Making the branching rule for the symmetric group concrete

This question concerns the characteristic $0$ representation theory of the symmetric group $S_n$. I'm a topologist, not a representation theorist, so I apologize if I state it in an odd way.

First, a bit of background. The finite-dimensional irreducible representations of $S_n$ are given by the Specht modules $S^{\mu}$. Here $\mu$ is a partition of $n$, which is best visualized as a Young diagram. There are classical rules for restricting $S^{\mu}$ to $S_{n-1}$ and inducing $S^{\mu}$ to $S_{n+1}$ (these are known as branching rules). Namely, we have the following.

1. The restriction of $S^{\mu}$ to $S_{n-1}$ is isomorphic to the direct sum of the $S_{n-1}$-representations $S^{\mu'}$ as $\mu'$ goes over all ways of removing a box from the Young diagram for $\mu$ (while staying in the world of Young diagrams).

2. The induction of $S^{\mu}$ to $S_{n+1}$ is isomorphic to the direct sum of the $S_{n+1}$-representations $S^{\mu'}$ as $\mu'$ goes over all ways of adding a box to the Young diagram for $\mu$ (again while staying in the world of Young diagrams).

These two rules are equivalent by Frobenius reciprocity.

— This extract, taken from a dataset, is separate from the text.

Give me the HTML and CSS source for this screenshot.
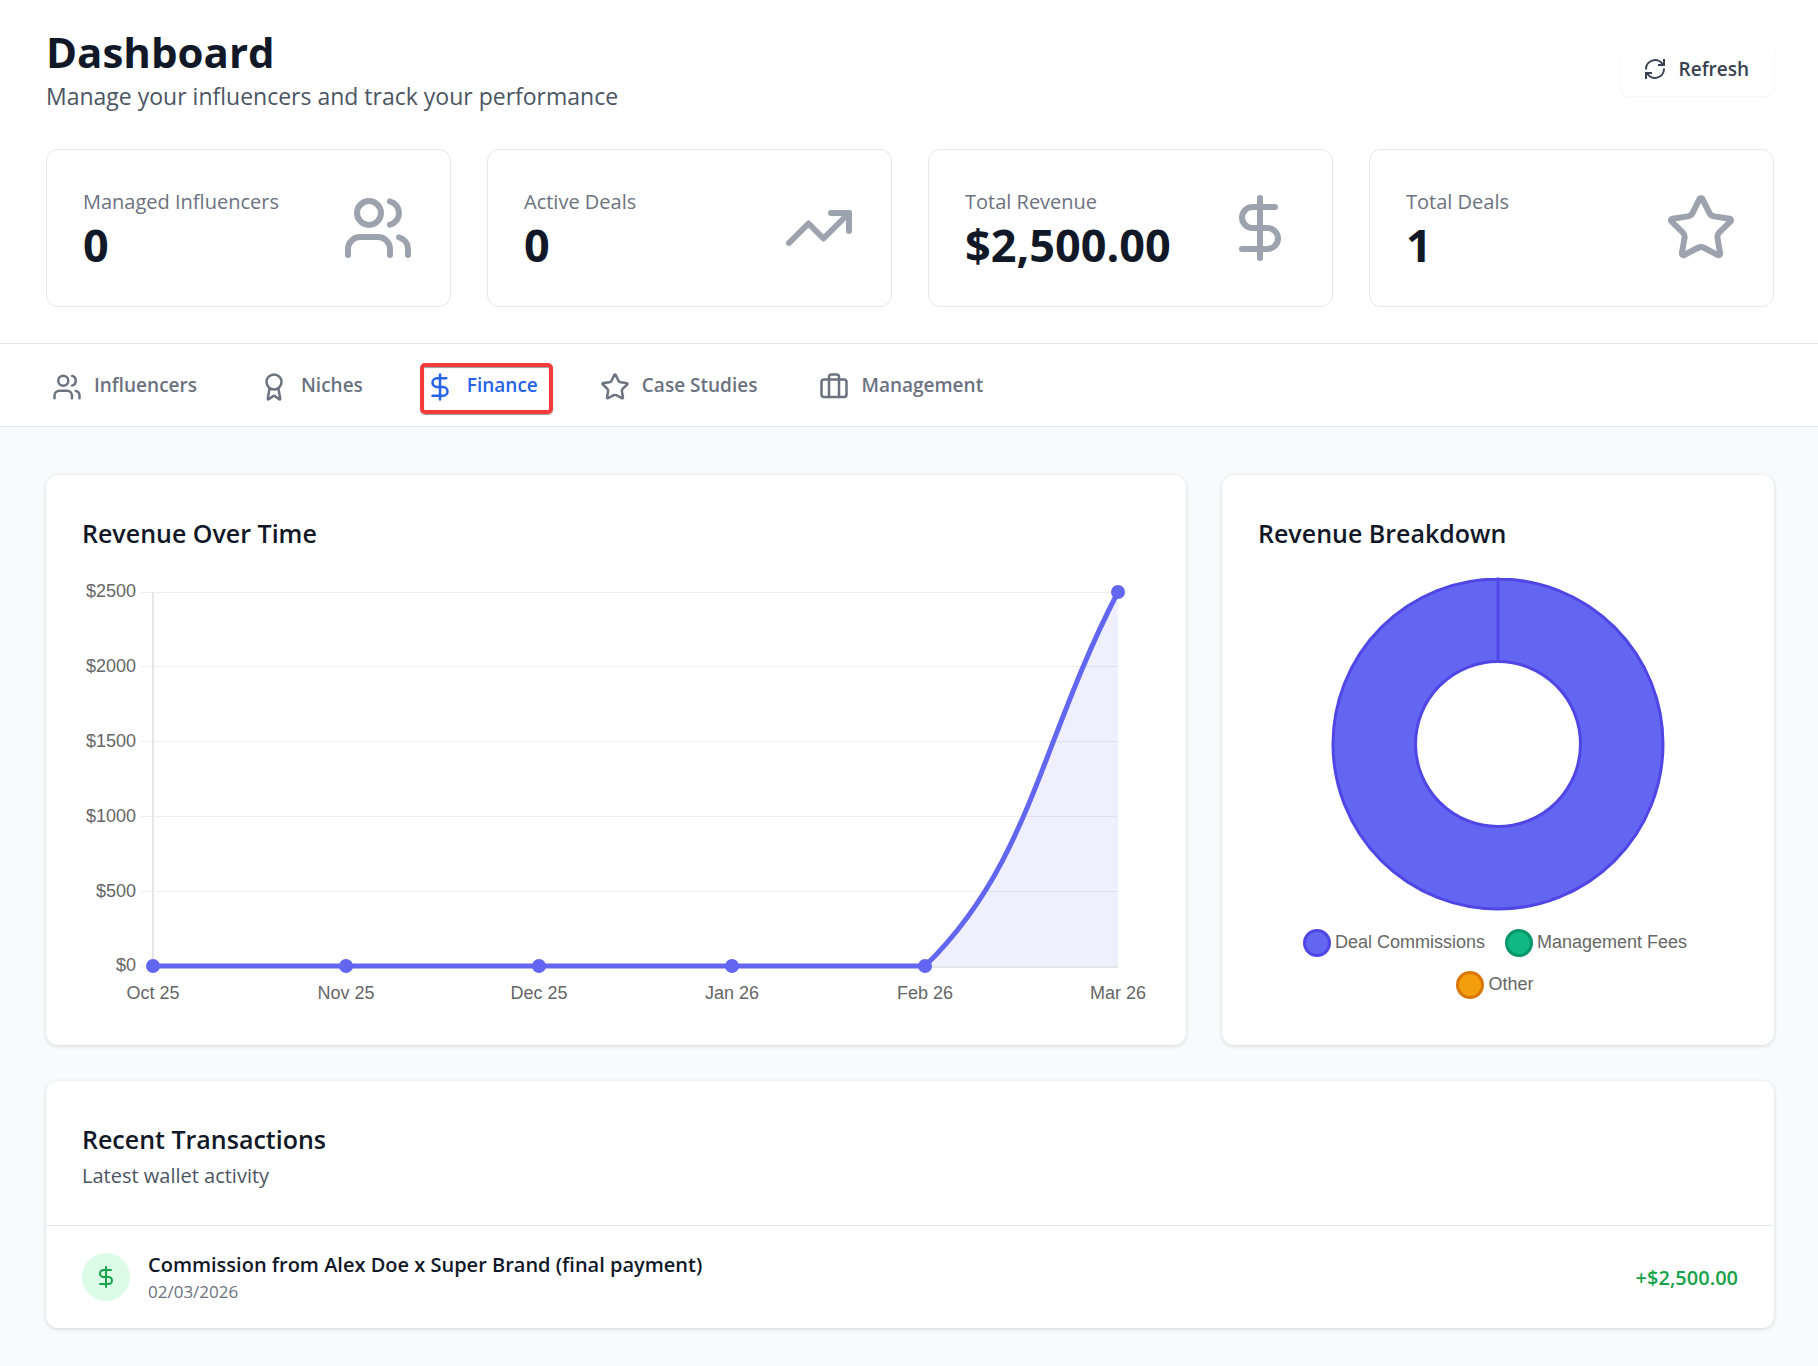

There is a nice concrete proof of the restriction rule (I believe that it is due to Peel, though I first learned about it from James's book "The representation theory of the symmetric groups"). Assume that the rows of the Young diagram for $\mu$ from which we can remove a box are $r_1 < \ldots < r_k$, and denote by $\mu_i$ the partition of $n-1$ obtained by removing a box from the $r_i^{\text{th}}$ row of $\mu$. There is then a sequence $$0=V_0 \subset V_1 \subset \cdots \subset V_k = S^{\mu}$$ of $S_{n-1}$-modules such that $V_i/V_{i-1} \cong S^{\mu_i}$. In fact, recalling that $S^{\mu}$ is generated by elements corresponding to Young tableaux of shape $\mu$ (known as polytabloids), the module $V_i$ is the subspace spanned by the polytabloids in which $n$ appears in a row between $1$ and $i$.

Question : Is there a similarly concrete proof of the induction rule (in particular, a proof which does not appeal to Frobenius reciprocity and the restriction rule)?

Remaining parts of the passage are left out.